* [GIVEN PROBLEM] Find the lines with "index" in them and copy them out.

##### INFORMATION SHOWN #####

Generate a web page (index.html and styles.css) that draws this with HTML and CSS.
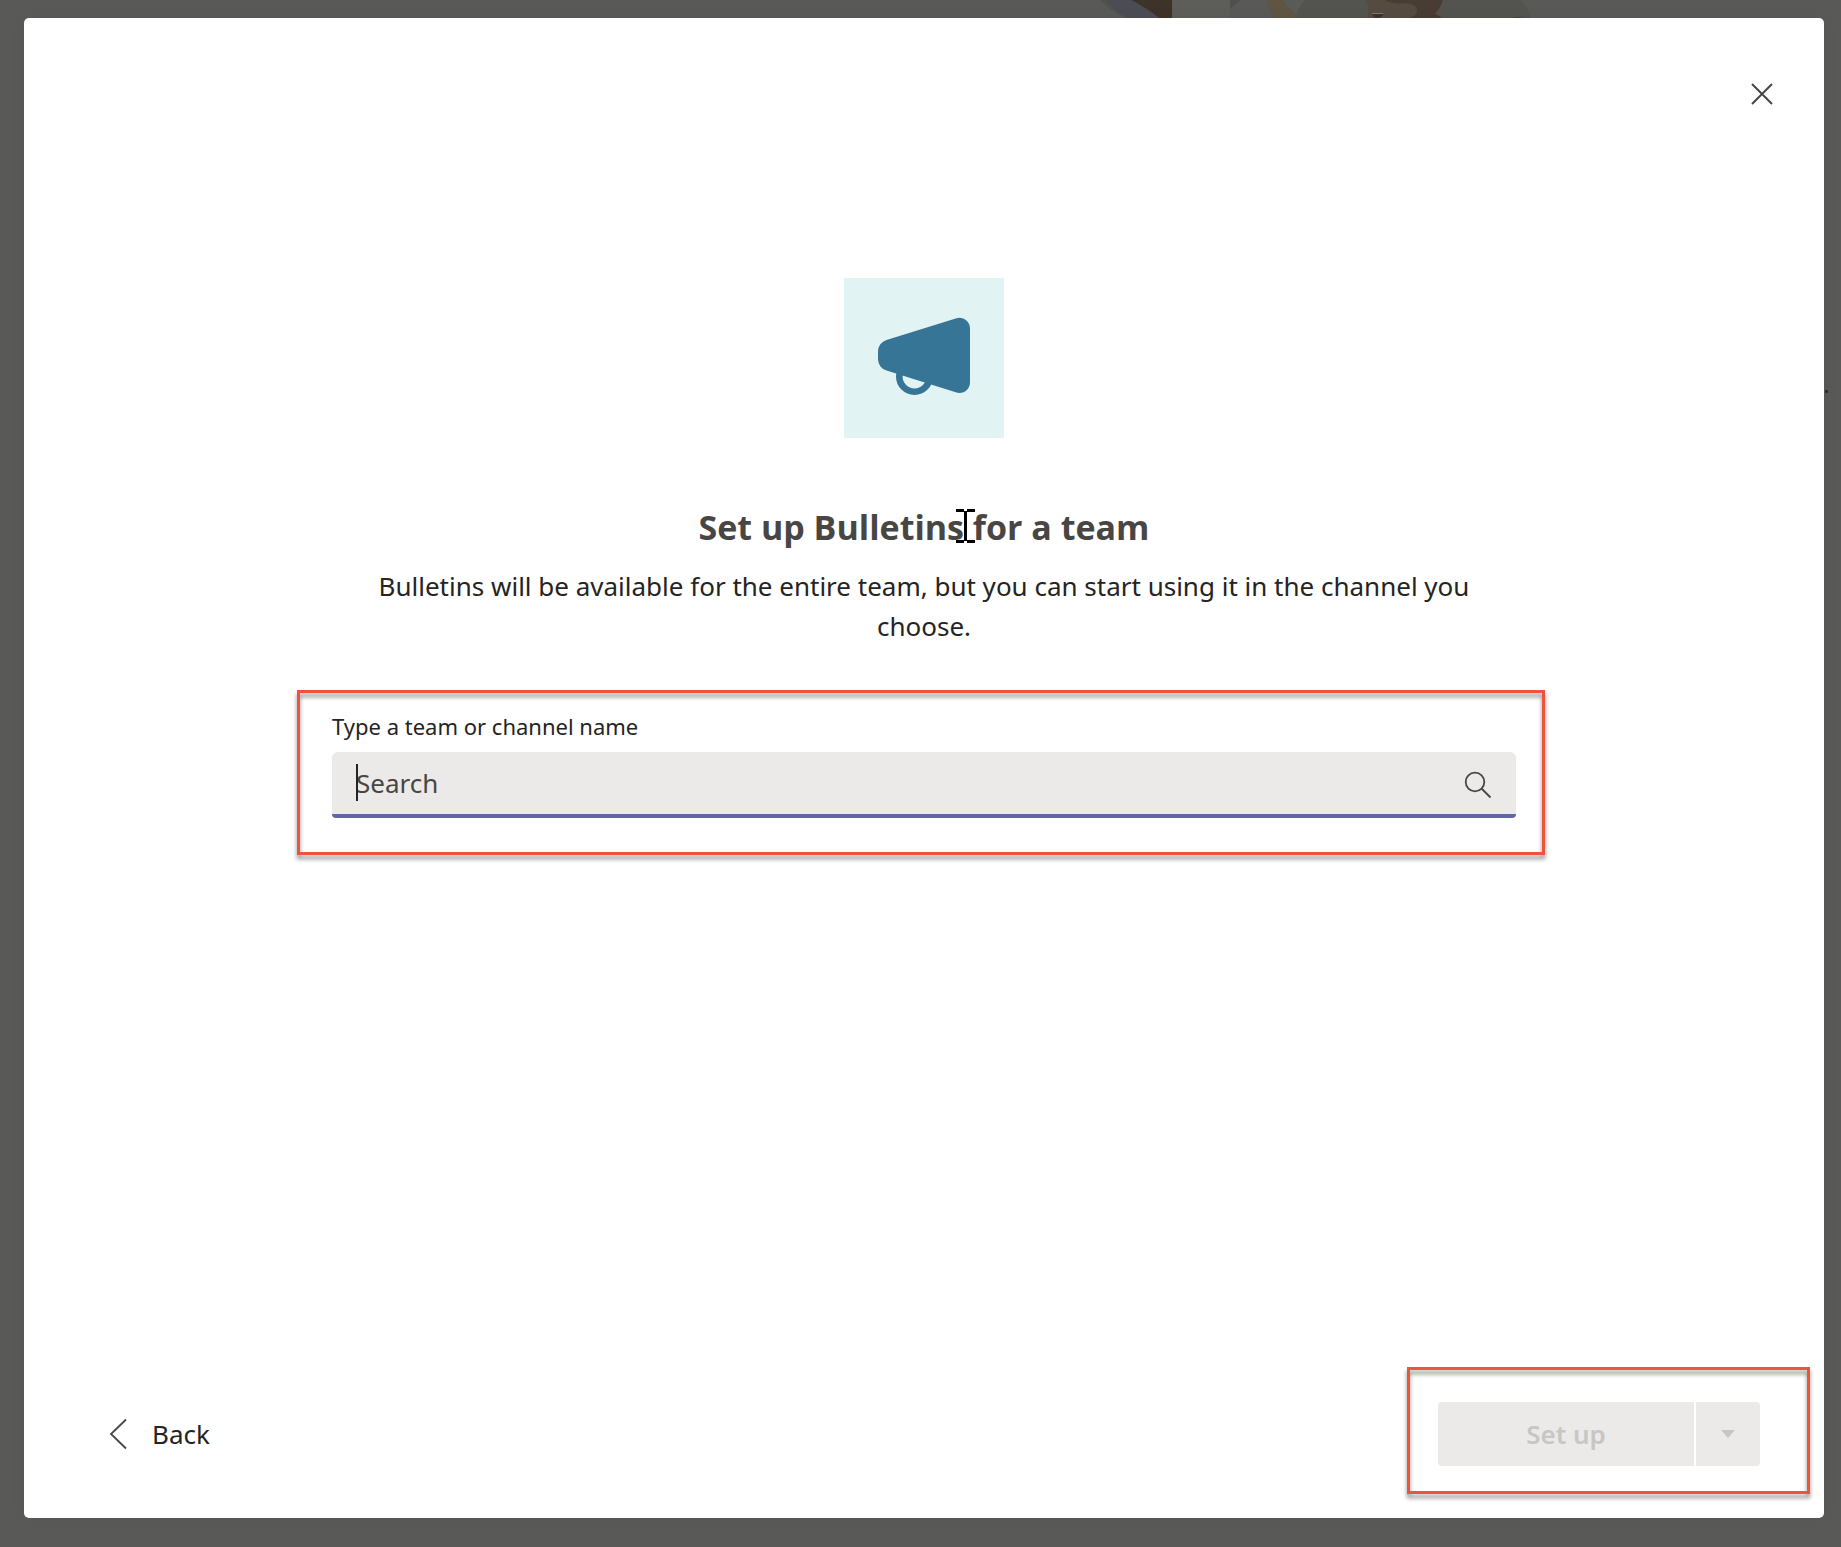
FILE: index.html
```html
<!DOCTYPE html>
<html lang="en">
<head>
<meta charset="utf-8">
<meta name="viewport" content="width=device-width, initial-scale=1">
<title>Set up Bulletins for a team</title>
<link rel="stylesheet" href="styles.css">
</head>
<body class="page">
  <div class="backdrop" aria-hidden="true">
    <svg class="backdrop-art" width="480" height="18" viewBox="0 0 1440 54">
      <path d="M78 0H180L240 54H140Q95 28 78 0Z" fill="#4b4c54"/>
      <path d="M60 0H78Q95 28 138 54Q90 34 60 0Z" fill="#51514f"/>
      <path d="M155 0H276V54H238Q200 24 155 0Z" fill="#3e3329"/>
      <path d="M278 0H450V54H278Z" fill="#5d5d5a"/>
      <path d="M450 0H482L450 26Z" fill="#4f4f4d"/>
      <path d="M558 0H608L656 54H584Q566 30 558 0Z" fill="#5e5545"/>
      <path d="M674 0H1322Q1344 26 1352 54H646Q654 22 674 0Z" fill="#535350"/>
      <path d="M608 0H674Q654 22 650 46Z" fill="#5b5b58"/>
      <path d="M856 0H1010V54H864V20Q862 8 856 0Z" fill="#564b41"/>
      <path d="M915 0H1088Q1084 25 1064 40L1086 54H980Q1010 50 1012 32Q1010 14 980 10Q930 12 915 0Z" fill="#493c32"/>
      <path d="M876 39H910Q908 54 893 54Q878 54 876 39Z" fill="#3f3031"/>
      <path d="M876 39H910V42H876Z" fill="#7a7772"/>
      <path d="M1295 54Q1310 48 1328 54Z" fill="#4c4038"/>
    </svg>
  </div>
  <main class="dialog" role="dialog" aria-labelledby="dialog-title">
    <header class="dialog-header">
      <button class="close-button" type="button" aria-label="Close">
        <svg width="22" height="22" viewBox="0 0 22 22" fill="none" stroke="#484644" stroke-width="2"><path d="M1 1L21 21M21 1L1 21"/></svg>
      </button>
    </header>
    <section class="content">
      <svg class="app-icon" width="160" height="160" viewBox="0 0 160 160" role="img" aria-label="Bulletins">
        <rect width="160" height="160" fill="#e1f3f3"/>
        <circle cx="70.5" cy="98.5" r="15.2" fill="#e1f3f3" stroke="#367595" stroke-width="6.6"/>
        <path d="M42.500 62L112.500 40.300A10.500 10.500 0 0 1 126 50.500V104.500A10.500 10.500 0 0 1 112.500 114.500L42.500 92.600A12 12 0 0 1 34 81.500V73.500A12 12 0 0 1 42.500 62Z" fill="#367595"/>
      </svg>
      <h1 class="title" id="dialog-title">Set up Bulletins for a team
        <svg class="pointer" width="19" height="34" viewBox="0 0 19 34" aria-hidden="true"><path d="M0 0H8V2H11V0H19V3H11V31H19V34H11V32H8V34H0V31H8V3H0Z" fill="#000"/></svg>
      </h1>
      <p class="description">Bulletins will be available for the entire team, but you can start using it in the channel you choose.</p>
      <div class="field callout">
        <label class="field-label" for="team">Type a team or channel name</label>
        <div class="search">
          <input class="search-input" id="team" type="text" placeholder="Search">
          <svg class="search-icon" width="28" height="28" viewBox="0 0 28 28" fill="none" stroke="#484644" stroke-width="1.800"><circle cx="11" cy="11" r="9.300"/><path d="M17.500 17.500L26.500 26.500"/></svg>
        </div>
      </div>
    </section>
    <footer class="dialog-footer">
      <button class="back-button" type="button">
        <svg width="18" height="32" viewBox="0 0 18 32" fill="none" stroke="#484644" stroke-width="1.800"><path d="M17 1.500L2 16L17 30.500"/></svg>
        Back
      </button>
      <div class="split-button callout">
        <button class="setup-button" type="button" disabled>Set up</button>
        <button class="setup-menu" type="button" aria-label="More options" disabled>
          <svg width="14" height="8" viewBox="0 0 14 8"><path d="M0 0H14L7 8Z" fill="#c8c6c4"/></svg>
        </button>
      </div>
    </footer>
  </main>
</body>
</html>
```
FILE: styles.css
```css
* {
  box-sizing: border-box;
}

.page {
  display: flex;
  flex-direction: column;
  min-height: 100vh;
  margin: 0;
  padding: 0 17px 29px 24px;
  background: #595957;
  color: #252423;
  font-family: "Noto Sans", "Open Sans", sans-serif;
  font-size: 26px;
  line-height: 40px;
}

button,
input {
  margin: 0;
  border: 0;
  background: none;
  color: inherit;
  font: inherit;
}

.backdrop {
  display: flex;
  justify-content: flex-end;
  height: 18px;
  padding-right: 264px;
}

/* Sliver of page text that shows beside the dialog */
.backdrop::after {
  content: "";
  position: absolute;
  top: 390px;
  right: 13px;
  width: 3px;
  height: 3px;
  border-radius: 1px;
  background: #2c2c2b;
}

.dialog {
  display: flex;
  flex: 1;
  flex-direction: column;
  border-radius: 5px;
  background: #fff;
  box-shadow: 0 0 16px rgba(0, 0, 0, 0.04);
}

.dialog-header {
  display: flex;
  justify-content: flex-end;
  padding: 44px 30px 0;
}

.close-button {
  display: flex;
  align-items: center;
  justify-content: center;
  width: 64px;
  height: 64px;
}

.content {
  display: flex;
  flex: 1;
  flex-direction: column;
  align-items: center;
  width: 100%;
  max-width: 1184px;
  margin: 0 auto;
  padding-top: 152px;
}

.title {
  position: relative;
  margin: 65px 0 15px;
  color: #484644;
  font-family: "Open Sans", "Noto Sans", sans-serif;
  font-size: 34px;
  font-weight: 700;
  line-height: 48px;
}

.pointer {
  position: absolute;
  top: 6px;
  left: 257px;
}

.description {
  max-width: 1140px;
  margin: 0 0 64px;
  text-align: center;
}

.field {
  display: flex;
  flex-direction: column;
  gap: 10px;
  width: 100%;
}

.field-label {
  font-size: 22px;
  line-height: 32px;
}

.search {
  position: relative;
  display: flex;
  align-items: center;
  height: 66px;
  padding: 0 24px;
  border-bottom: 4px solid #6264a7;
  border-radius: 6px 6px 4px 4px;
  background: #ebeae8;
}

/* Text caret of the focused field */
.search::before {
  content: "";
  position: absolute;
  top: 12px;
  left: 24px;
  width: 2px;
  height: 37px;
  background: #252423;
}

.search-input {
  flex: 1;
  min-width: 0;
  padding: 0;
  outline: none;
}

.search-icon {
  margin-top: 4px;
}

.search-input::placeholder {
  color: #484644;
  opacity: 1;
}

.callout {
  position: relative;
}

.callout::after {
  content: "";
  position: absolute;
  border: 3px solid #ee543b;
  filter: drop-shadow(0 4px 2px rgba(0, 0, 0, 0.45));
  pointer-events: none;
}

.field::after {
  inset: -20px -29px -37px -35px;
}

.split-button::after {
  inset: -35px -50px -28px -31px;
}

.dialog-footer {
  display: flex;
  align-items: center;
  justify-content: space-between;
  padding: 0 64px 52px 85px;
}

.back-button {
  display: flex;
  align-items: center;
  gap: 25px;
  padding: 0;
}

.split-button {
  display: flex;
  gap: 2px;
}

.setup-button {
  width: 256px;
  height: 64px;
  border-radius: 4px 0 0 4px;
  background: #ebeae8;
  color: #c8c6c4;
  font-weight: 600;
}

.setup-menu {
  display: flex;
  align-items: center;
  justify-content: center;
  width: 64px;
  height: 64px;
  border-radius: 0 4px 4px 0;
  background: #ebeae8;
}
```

#####

* [COMPLETED TASK]
Generate a web page (index.html and styles.css) that draws this with HTML and CSS.
FILE: index.html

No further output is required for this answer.